The end of the Mamluk period was brought about due to famine, military tensions, disease, and high taxation.
Bahri dynasty
The Mamluk sultans were drawn from the formerly enslaved people who formed the court, went on to become enslavers themselves, and officered the army. The sultans were unable to create a new dynasty effectively, usually leaving behind infants who were then overthrown. The Bahri dynasty would go through 25 sultans in its 132-year period. Many died or were killed shortly after being in power; very few lived more than a few years into their rule as sultan. The first of these was Aybak, who married Shajar al-Durr (the widow of al-Salih Ayyub) and quickly began a war with Syria. He was assassinated in 1257 and was succeeded by Qutuz, who faced a growing danger from the Mongols.
Qutuz defeated the army of Hulagu Khan at the Battle of Ain Jalut in the year 1260, allowing him to regain all of Syria except the Crusader strongholds. On the way back to Egypt after the battle, Qutuz died and was succeeded by another commander, Baybars, who assumed the Sultanate and ruled from 1260 to 1277. In 1291, al-Ashraf Khalil captured Acre, the last of the crusader cities.
The Bahris greatly enhanced the power and prestige of Egypt, building Cairo from a small town into one of the foremost cities in the world. Due to the sacking of Baghdad by the Mongols, Cairo became the central city of the Islamic world. The Mamluks built much of the earliest remaining architecture of Cairo, including many mosques built out of stone using long, imposing lines.
Since 1347, the Egyptian population, economy, and political system experienced significant destruction due to the Black Death pandemic, whose waves continued to destroy Egypt up to the early 16th century.

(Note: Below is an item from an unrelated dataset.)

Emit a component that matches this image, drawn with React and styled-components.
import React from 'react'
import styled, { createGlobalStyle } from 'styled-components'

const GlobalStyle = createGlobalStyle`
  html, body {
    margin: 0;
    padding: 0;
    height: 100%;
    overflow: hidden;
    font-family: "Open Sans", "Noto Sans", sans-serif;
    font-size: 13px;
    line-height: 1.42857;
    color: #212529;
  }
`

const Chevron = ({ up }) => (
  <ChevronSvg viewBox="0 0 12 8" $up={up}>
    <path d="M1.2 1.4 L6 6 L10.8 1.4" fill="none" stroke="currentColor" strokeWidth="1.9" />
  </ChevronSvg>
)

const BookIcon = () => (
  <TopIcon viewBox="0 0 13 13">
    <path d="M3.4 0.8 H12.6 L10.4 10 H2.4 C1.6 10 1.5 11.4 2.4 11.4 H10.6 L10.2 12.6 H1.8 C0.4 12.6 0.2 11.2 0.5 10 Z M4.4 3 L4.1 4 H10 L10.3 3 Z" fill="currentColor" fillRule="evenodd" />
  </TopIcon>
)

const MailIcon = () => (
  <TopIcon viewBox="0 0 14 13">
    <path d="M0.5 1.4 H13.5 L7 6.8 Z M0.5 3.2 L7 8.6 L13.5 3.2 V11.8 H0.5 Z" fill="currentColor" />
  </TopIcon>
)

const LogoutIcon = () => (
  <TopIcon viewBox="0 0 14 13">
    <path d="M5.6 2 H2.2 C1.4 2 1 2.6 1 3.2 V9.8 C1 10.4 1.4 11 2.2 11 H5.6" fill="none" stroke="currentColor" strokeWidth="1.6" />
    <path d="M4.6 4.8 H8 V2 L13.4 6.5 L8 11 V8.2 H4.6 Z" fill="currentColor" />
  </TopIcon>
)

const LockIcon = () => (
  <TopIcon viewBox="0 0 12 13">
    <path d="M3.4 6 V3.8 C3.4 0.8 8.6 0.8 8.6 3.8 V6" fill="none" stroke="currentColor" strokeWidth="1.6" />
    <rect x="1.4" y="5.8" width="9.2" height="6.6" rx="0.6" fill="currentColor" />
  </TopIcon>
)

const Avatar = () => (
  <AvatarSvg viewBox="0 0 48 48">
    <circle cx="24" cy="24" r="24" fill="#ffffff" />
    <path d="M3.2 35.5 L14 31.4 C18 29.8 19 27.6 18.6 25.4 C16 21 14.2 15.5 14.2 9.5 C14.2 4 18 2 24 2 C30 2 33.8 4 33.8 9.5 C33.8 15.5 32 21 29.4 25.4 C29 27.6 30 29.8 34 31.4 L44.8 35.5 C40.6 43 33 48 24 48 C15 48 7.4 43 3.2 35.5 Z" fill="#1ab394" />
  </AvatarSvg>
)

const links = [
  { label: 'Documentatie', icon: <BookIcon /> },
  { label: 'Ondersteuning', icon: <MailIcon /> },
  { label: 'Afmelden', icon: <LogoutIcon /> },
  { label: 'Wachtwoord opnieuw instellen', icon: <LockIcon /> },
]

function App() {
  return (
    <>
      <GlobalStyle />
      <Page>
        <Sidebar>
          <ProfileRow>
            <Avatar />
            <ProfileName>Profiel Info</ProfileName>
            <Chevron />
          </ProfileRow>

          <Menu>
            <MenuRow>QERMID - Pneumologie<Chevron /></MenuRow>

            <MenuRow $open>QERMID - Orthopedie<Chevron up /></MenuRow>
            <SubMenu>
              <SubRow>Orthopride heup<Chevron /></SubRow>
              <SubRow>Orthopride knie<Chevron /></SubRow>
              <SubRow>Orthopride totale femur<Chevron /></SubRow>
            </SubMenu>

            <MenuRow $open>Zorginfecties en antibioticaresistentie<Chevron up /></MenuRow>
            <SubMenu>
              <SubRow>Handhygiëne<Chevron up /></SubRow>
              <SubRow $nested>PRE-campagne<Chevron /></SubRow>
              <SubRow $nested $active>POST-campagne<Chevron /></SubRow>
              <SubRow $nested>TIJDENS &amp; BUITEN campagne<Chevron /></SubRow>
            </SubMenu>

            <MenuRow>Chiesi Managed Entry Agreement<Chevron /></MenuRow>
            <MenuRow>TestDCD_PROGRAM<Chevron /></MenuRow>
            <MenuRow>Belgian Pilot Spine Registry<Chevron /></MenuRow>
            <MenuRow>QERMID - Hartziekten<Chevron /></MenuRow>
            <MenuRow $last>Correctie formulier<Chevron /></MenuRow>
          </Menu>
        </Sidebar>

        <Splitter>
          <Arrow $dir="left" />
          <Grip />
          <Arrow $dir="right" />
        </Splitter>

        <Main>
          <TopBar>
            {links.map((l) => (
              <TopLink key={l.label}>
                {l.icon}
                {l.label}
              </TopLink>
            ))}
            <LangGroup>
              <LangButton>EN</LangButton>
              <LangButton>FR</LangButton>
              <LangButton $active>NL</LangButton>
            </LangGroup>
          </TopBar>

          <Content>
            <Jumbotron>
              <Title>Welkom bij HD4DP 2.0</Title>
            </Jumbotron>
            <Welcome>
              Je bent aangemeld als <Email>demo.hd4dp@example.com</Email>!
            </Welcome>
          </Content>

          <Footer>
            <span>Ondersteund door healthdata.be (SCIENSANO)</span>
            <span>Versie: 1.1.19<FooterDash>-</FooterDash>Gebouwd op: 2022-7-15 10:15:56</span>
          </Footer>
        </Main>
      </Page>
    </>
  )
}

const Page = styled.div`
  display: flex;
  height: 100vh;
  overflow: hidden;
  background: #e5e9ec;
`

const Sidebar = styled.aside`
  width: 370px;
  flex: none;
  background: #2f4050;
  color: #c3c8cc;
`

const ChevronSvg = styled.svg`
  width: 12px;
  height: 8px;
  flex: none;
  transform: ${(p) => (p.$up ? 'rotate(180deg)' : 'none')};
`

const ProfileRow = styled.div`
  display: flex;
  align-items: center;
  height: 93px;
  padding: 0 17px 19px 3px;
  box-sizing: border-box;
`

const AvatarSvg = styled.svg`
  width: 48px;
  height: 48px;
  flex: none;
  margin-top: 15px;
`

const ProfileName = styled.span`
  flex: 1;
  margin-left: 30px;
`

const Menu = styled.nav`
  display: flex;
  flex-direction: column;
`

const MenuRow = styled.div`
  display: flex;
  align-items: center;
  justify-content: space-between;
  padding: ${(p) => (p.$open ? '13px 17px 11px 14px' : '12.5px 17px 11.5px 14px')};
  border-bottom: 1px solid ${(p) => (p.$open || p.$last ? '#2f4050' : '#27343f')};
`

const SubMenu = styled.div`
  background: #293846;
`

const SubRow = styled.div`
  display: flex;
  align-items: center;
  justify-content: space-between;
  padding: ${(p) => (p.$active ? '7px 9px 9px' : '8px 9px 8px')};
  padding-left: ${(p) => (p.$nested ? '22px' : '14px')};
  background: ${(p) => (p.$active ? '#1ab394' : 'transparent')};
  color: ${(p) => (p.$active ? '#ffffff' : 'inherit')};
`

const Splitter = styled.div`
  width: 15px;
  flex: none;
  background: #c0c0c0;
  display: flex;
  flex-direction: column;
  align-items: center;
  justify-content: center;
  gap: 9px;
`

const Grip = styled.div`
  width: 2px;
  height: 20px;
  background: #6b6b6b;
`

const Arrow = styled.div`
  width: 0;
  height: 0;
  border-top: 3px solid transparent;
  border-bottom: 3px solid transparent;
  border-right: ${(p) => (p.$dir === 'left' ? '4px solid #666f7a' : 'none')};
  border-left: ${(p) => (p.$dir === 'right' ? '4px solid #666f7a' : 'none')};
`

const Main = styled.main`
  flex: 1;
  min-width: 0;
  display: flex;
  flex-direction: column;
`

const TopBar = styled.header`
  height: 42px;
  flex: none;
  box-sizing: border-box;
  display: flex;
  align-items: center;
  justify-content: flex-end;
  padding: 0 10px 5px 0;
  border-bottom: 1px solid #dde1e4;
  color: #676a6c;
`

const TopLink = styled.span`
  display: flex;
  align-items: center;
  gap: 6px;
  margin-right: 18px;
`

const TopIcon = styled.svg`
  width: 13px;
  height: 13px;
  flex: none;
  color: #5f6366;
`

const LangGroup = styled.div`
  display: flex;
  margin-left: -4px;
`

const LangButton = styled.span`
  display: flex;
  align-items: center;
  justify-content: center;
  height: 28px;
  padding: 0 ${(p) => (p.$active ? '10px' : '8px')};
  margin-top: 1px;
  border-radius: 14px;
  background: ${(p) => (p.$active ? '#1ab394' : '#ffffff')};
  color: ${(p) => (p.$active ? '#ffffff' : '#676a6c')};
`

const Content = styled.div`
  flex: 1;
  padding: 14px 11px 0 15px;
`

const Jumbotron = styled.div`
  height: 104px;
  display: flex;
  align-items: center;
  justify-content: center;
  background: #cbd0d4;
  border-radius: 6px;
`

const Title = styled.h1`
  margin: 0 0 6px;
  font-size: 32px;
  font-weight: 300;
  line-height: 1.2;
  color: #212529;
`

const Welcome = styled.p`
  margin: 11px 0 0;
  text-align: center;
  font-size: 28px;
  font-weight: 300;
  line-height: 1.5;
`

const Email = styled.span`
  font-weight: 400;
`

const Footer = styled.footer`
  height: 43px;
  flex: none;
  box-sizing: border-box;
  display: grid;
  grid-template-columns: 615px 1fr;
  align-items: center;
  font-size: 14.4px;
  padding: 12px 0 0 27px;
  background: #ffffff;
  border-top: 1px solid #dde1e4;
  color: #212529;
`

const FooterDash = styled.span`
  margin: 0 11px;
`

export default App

In 1377, a revolt in Syria spread to Egypt, and the Circassians Berekeh and Barkuk took over the government. Barkuk was proclaimed sultan in 1382, ending the Bahri dynasty. He was expelled in 1389 but recaptured Cairo in 1390, setting up the Burji dynasty.
Burji dynasty
The Burji dynasty (1382–1517) proved especially turbulent, with political power-plays designating short-lived sultans. During the Burji dynasty, the Mamluks fought Timur Lenk and conquered Cyprus.

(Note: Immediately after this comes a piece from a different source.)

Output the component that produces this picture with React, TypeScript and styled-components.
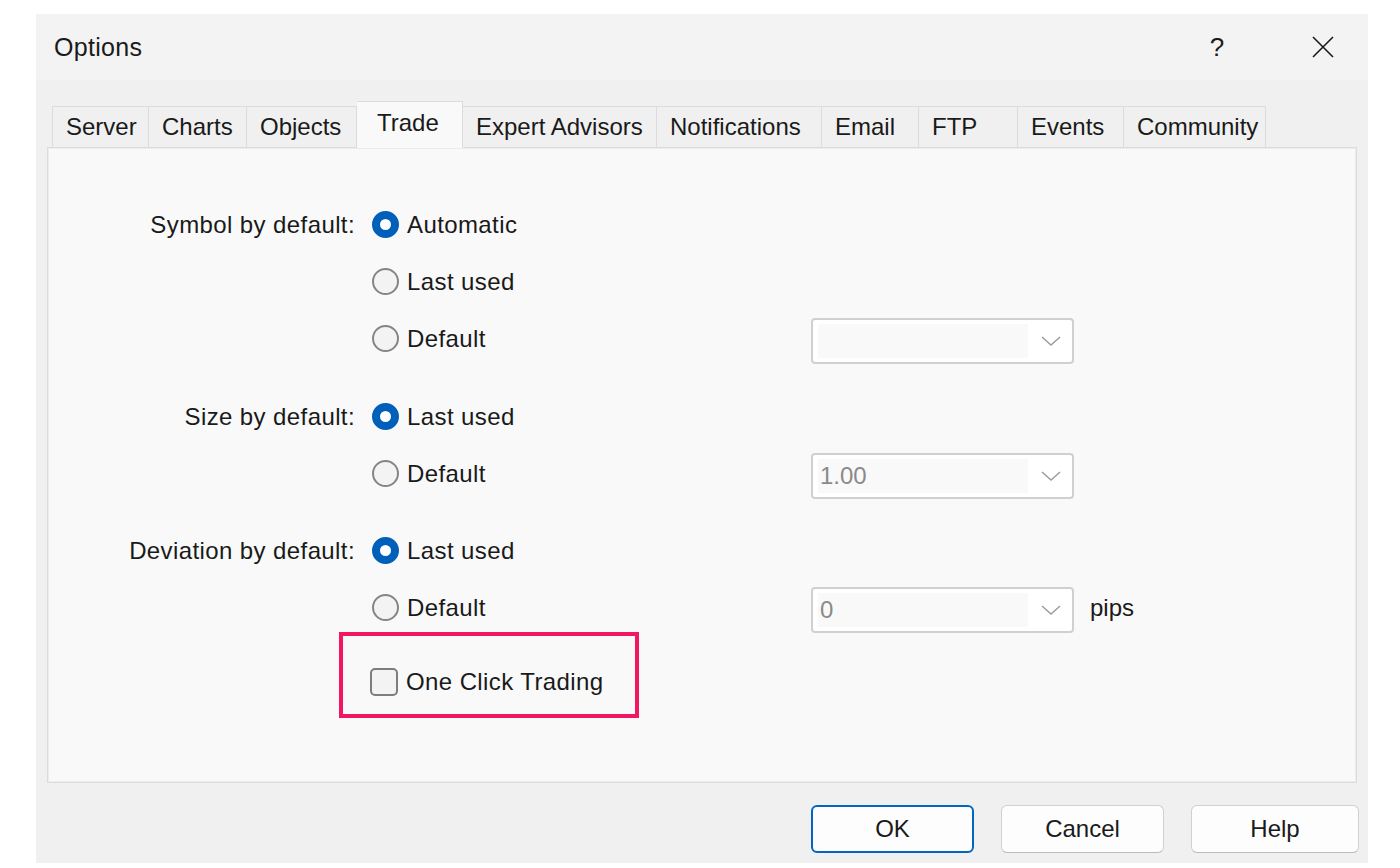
import React from 'react';
import styled, { createGlobalStyle } from 'styled-components';

const GlobalStyle = createGlobalStyle`
  html, body {
    margin: 0;
    padding: 0;
    background: #ffffff;
  }
  body {
    font-family: "Liberation Sans", Arial, sans-serif;
    color: #1a1a1a;
  }
`;

const tabs = [
  { name: 'Server', width: 97 },
  { name: 'Charts', width: 98 },
  { name: 'Objects', width: 110 },
  { name: 'Trade', width: 106 },
  { name: 'Expert Advisors', width: 194 },
  { name: 'Notifications', width: 165 },
  { name: 'Email', width: 97 },
  { name: 'FTP', width: 99 },
  { name: 'Events', width: 106 },
  { name: 'Community', width: 142 },
];

export default function App() {
  return (
    <Page>
      <GlobalStyle />
      <Dialog>
        <TitleBar>
          <Title>Options</Title>
          <TitleButtons>
            <TitleButton>?</TitleButton>
            <TitleButton>
              <svg width="24" height="24" viewBox="0 0 24 24">
                <path d="M2 2 L22 22 M22 2 L2 22" stroke="#1a1a1a" strokeWidth="1.6" fill="none" />
              </svg>
            </TitleButton>
          </TitleButtons>
        </TitleBar>

        <TabStrip>
          {tabs.map((t) => (
            <Tab key={t.name} $width={t.width} $active={t.name === 'Trade'}>
              {t.name}
            </Tab>
          ))}
        </TabStrip>

        <Panel>
          <Group>
            <Row>
              <Label>Symbol by default:</Label>
              <Radio checked>Automatic</Radio>
            </Row>
            <Row>
              <span />
              <Radio>Last used</Radio>
            </Row>
            <Row>
              <span />
              <Radio>Default</Radio>
              <Combo value="" />
            </Row>
          </Group>

          <Group $gap={21}>
            <Row>
              <Label>Size by default:</Label>
              <Radio checked>Last used</Radio>
            </Row>
            <Row>
              <span />
              <Radio>Default</Radio>
              <Combo value="1.00" />
            </Row>
          </Group>

          <Group $gap={20}>
            <Row>
              <Label>Deviation by default:</Label>
              <Radio checked>Last used</Radio>
            </Row>
            <Row>
              <span />
              <Radio>Default</Radio>
              <Combo value="0" />
              <Unit>pips</Unit>
            </Row>
          </Group>

          <Group $gap={17}>
            <Row>
              <span />
              <CheckCell>
                <CheckBox />
                <OptionText>One Click Trading</OptionText>
                <Highlight />
              </CheckCell>
            </Row>
          </Group>
        </Panel>

        <ButtonBar>
          <Button $primary $width={163}>OK</Button>
          <Button $width={163}>Cancel</Button>
          <Button $width={168}>Help</Button>
        </ButtonBar>
      </Dialog>
    </Page>
  );
}

function Radio({ checked, children }: { checked?: boolean; children: React.ReactNode }) {
  return (
    <RadioLabel>
      <RadioDot $checked={!!checked} />
      <OptionText>{children}</OptionText>
    </RadioLabel>
  );
}

function Combo({ value }: { value: string }) {
  return (
    <ComboBox>
      <ComboField>{value}</ComboField>
      <svg width="22" height="12" viewBox="0 0 22 12">
        <path d="M2 2 L11 10 L20 2" stroke="#9a9a9a" strokeWidth="1.4" fill="none" />
      </svg>
    </ComboBox>
  );
}

const Page = styled.div`
  width: 1400px;
  height: 868px;
  padding-top: 14px;
  padding-left: 36px;
  box-sizing: border-box;
  background: #ffffff;
`;

const Dialog = styled.div`
  width: 1332px;
  height: 849px;
  background: #f0f0f0;
  display: flex;
  flex-direction: column;
  padding: 0 11px;
  box-sizing: border-box;
`;

const TitleBar = styled.div`
  height: 66px;
  margin: 0 -11px;
  padding-left: 18px;
  background: #f3f3f3;
  display: flex;
  align-items: center;
  justify-content: space-between;
`;

const Title = styled.div`
  font-size: 25px;
  color: #1a1a1a;
  letter-spacing: 0.3px;
`;

const TitleButtons = styled.div`
  display: flex;
  align-items: center;
  gap: 16px;
`;

const TitleButton = styled.div`
  width: 90px;
  height: 66px;
  display: flex;
  align-items: center;
  justify-content: center;
  font-size: 26px;
  color: #1a1a1a;
`;

const TabStrip = styled.div`
  display: flex;
  align-items: flex-end;
  height: 47px;
  margin-top: 20px;
  padding-left: 5px;
  position: relative;
  z-index: 1;
`;

const Tab = styled.div<{ $width: number; $active?: boolean }>`
  width: ${(p) => p.$width}px;
  height: ${(p) => (p.$active ? 47 : 42)}px;
  box-sizing: border-box;
  padding-left: ${(p) => (p.$active ? 20 : 13)}px;
  padding-bottom: ${(p) => (p.$active ? 4 : 0)}px;
  display: flex;
  align-items: center;
  font-size: 24px;
  color: #1a1a1a;
  white-space: nowrap;
  background: ${(p) => (p.$active ? '#f9f9f9' : '#f0f0f0')};
  border: 1px solid #dcdcdc;
  border-bottom: 1px solid ${(p) => (p.$active ? '#f9f9f9' : '#dcdcdc')};
  margin-bottom: -1px;
  & + & {
    border-left: none;
  }
`;

const Panel = styled.div`
  height: 636px;
  box-sizing: border-box;
  background: #f9f9f9;
  border: 1px solid #dcdcdc;
  box-shadow: inset 0 0 0 1px #ececec;
  padding-top: 48px;
`;

const Group = styled.div<{ $gap?: number }>`
  margin-top: ${(p) => p.$gap ?? 0}px;
`;

const Row = styled.div`
  display: grid;
  grid-template-columns: 324px 439px 263px auto;
  align-items: center;
  height: 57px;
`;

const Label = styled.div`
  text-align: right;
  padding-right: 17px;
  font-size: 24px;
  letter-spacing: 0.4px;
  color: #1a1a1a;
`;

const RadioLabel = styled.div`
  display: flex;
  align-items: center;
  gap: 8px;
`;

const RadioDot = styled.div<{ $checked: boolean }>`
  width: 27px;
  height: 27px;
  border-radius: 50%;
  box-sizing: border-box;
  background: ${(p) => (p.$checked ? '#ffffff' : '#f3f3f3')};
  border: ${(p) => (p.$checked ? '8px solid #005fb8' : '2px solid #858585')};
`;

const OptionText = styled.span`
  font-size: 24px;
  letter-spacing: 0.4px;
  color: #1a1a1a;
  white-space: nowrap;
`;

const CheckCell = styled.div`
  position: relative;
  display: flex;
  align-items: center;
  gap: 8px;
  margin-left: -2px;
`;

const CheckBox = styled.div`
  width: 28px;
  height: 28px;
  box-sizing: border-box;
  border: 2px solid #7d7d7d;
  border-radius: 5px;
  background: #f3f3f3;
`;

const Highlight = styled.div`
  position: absolute;
  left: -31px;
  top: -36px;
  width: 300px;
  height: 86px;
  box-sizing: border-box;
  border: 4px solid #f21762;
  pointer-events: none;
`;

const ComboBox = styled.div`
  height: 46px;
  box-sizing: border-box;
  border: 2px solid #d0d0d0;
  border-radius: 4px;
  background: #ffffff;
  display: flex;
  align-items: center;
  padding: 4px 10px 4px 5px;
  gap: 12px;
  margin-top: 5px;
`;

const ComboField = styled.div`
  flex: 1;
  height: 34px;
  background: #f9f9f9;
  display: flex;
  align-items: center;
  font-size: 24px;
  color: #8a8a8a;
  padding-left: 2px;
`;

const Unit = styled.div`
  font-size: 24px;
  color: #1a1a1a;
  margin-left: 16px;
`;

const ButtonBar = styled.div`
  display: flex;
  justify-content: flex-end;
  gap: 27px;
  margin-top: 22px;
  margin-right: -2px;
`;

const Button = styled.div<{ $primary?: boolean; $width: number }>`
  width: ${(p) => p.$width}px;
  height: 48px;
  box-sizing: border-box;
  border-radius: 6px;
  background: #fdfdfd;
  border: ${(p) => (p.$primary ? '2px solid #0067c0' : '1.5px solid #d0d0d0')};
  border-bottom-color: ${(p) => (p.$primary ? '#0067c0' : '#bcbcbc')};
  display: flex;
  align-items: center;
  justify-content: center;
  font-size: 24px;
  color: #1a1a1a;
`;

The plague epidemics continued to destroy Egypt during this period; they attacked this country in 1388–1389, 1397–1398, 1403–1407, 1410–1411, 1415–1419, 1429–1430, 1438–1439, 1444–1449, 1455, 1459–1460, 1468–1469, 1476–1477, 1492, 1498, 1504–1505 and 1513–1514. Constant bickering contributed to the inability to resist the Ottomans.
The Ottoman Sultan Selim I defeated the Mamluks and captured Cairo on January 20, 1517, transferring the power centre to Istanbul. However, the Ottoman Empire retained the Mamluks as the Egyptian ruling class. The Mamluks and the Burji family regained much of their influence but technically remained vassals of the Ottomans.